Sekunder, yaitu persoalan yang sebenarnya sudah disarnpaikan di atas, yaitu bagaimana menguasai sesuatu yang kini berada di tangan orang lain.

Lebih buruk lagi kemungkinannya jika pesantren hanya memilih peranan moral saja, dengan tidak disertai dengan usaha meningkatkan mutu penyuguhan (ini pun bertolak dari sisi bahwa dari segi isi sudah tidak ada persoalan lagi). Maka yang akan terjadi adalah semakin lemahnya hak hidup pesantren di tengah kehidupan abad ini, untuk kemudian tidak diakui samasekali dan lenyap. Tidak mudah mengatakan apakah hal itu akan menguntungkan atau merugikan, atau menunjuk siapa yang untung dan siapa yang rugi, (misalnya dapat dikiaskan dengan kasus lenyapnya kesultanan-kesultanan di Indonesia sekarang), tetapi yang jelas pesantren dengan segala aspeknya akan menjadi tinggal kenangan lama.

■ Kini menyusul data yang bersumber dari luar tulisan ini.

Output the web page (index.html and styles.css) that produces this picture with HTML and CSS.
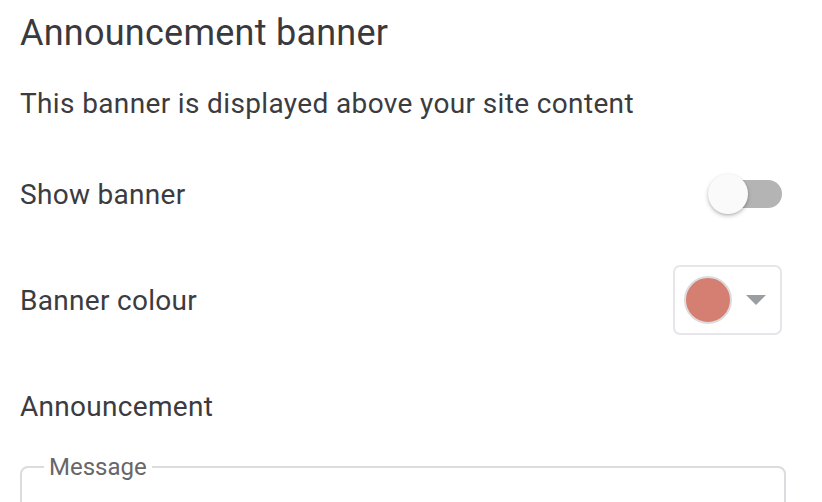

Maka dari itu, kemungkinan ideal yang bisa dilakukan pesantren adalah dengan mengambil posisi sebagai pengembang amanat ganda (duo mission) yaitu amanat keagamaan atau moral dan amanat ilmu pengetahuan. Dua amanat ini dilakukan serentak dan proporsional sehingga tercapai keseimbangan yang diharapkan. Tuntutan utama pelaksanaan amanat ganda ini adalah efisiensi yang menyangkut:

  1. Penggunaan waktu, dana, dan daya (juga ruang) dengan sehaik-baiknya. Kalau bisa faktor-faktor itu harus dipergunakan dua kali lebih efektif daripada yang ada sekarang ini.
  2. Mungkin "streamlining" apa yang diperlukan sebagai pengetahuan. Barangkali hal ini tidak perlu mengenai isi atau materi, tetapi metode atau cara penyampaian dalam pengajaran rnisalnya. Juga menyangkut pengintensifan segi-segi yang bersifat pembentukan watak dari penciptaan suasana keagamaan.
  3. Dan mungkin pula pemilihan yang tepat tentang ilmu pengetahuan yang terdekat dalam jangkauan penguasaan. Lebih-lebih desakan keperluan ini relatif mudah dideteksi, yaitu tinggal melihat dan membaca kondisi masyarakat sesuai dengan ruang dan waktunya.
Akhirnya barangkali ada sangkut-pautnya dengan persoalan kita sekarang ini untuk mengingat-ingat dan merenung-renung peringatan dalam al-Qur'ân, bahwa "Adapun buih maka akan lenyap tak berbekas, sedangkan sesuatu yang berguna untuk umat manusia maka akan tetap menghujam di Bumi."